§ **Given material**:

┌────────

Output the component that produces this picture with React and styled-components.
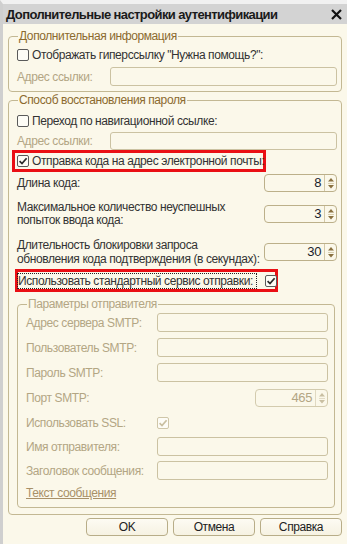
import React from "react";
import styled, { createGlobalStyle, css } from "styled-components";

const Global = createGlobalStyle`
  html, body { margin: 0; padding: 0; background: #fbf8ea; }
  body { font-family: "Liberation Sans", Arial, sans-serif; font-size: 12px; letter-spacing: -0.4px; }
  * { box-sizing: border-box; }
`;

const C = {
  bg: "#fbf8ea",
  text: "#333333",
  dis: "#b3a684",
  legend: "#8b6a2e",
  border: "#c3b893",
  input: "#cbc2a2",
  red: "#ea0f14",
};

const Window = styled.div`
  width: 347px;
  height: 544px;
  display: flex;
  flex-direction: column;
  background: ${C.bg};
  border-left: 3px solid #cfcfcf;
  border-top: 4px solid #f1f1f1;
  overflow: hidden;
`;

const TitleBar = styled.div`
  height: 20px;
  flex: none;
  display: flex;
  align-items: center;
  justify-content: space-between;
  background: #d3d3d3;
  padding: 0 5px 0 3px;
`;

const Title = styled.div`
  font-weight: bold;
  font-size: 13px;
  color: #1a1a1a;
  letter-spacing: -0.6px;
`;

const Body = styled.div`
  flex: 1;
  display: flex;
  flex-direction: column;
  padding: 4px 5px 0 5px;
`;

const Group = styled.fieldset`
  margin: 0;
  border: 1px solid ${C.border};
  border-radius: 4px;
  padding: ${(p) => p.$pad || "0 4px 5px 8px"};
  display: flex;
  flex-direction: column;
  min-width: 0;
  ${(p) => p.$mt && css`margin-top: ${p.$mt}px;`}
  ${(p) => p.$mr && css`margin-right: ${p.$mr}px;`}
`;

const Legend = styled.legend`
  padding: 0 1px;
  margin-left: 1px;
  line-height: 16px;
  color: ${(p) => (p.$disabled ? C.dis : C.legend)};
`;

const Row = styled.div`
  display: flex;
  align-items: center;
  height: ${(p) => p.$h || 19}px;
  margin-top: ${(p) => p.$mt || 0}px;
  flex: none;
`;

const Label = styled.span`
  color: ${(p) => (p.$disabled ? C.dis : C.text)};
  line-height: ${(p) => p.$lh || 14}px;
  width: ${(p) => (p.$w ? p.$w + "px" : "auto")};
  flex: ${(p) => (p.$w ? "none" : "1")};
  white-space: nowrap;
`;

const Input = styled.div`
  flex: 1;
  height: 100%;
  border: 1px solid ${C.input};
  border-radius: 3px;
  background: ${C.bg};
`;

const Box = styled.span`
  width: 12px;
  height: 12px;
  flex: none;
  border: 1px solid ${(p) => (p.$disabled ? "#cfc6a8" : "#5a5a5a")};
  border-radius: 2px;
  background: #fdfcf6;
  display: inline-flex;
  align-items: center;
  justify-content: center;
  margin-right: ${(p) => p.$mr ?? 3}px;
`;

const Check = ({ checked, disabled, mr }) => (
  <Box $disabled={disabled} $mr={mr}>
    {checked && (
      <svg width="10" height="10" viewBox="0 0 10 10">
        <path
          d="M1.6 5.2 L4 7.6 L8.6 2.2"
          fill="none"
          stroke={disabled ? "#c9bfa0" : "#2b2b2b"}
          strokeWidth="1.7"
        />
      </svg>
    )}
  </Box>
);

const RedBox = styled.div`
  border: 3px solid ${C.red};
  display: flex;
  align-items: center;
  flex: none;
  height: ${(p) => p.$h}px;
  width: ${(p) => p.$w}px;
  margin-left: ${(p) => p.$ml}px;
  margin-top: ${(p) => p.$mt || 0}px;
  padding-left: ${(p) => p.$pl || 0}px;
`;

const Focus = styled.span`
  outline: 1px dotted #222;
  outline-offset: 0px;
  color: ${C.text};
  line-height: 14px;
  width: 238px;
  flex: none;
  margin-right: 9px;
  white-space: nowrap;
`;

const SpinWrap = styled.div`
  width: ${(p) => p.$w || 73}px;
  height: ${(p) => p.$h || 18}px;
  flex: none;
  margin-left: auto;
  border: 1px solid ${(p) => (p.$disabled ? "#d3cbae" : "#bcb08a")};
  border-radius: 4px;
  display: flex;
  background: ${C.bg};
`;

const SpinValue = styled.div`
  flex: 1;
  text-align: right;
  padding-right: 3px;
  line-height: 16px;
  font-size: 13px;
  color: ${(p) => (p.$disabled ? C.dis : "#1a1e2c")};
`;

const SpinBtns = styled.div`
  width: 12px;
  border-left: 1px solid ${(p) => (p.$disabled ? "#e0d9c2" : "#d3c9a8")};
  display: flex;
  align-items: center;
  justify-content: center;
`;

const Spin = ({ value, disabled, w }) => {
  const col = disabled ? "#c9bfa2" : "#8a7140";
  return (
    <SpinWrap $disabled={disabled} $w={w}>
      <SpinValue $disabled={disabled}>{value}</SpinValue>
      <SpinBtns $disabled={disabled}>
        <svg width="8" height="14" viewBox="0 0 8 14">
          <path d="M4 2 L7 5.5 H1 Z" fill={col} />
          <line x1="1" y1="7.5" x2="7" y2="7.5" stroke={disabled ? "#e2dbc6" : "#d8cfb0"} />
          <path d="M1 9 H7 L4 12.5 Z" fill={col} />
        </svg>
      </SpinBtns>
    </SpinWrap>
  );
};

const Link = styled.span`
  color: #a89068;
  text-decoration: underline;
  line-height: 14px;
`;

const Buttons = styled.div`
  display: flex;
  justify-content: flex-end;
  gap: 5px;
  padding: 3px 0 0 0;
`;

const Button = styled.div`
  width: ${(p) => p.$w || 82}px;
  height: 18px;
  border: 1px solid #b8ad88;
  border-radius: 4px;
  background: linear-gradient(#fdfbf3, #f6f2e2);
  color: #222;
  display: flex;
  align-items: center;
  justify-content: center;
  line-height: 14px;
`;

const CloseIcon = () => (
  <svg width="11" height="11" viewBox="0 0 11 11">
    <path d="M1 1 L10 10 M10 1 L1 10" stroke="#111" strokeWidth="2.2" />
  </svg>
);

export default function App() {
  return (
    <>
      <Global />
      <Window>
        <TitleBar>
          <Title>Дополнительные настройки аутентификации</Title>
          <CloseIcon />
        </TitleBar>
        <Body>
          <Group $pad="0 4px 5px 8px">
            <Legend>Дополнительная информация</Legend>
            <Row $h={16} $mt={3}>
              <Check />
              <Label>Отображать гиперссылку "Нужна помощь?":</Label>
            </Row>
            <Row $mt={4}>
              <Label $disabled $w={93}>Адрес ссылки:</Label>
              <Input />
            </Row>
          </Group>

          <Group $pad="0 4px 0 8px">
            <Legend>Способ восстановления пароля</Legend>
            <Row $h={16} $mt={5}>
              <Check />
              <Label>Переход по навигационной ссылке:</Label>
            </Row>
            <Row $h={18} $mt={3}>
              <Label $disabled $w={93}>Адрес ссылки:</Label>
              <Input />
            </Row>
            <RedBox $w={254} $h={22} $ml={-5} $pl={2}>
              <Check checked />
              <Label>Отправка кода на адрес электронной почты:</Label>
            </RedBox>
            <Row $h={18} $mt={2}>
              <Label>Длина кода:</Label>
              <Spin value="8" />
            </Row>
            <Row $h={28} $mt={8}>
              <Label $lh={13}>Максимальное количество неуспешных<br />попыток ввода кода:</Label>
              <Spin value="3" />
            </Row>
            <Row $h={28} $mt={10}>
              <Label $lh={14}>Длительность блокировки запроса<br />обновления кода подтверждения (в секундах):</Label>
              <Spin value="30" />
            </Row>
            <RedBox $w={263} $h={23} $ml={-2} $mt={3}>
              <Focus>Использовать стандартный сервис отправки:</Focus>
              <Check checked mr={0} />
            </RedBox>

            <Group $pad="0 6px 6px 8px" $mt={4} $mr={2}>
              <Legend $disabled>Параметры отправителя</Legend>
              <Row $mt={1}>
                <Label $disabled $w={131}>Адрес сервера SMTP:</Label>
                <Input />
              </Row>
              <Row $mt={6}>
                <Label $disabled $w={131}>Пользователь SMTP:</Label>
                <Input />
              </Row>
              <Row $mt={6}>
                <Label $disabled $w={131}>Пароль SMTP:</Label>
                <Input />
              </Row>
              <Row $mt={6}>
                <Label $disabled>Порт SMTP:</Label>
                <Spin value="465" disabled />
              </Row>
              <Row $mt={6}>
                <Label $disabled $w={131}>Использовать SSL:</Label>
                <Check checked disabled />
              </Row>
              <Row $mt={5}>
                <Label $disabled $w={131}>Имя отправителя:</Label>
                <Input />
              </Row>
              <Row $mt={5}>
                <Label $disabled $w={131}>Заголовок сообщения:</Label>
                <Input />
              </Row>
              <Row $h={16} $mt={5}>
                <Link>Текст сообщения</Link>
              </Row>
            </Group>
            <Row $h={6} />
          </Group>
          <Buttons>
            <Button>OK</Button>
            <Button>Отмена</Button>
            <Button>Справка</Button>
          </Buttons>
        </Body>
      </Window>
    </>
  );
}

└────────

§ **What to produce**: Search the listing above for the string "components". Copy every line that contains it.

§ **Solution to this problem**:
Output the component that produces this picture with React and styled-components.
import styled, { createGlobalStyle, css } from "styled-components";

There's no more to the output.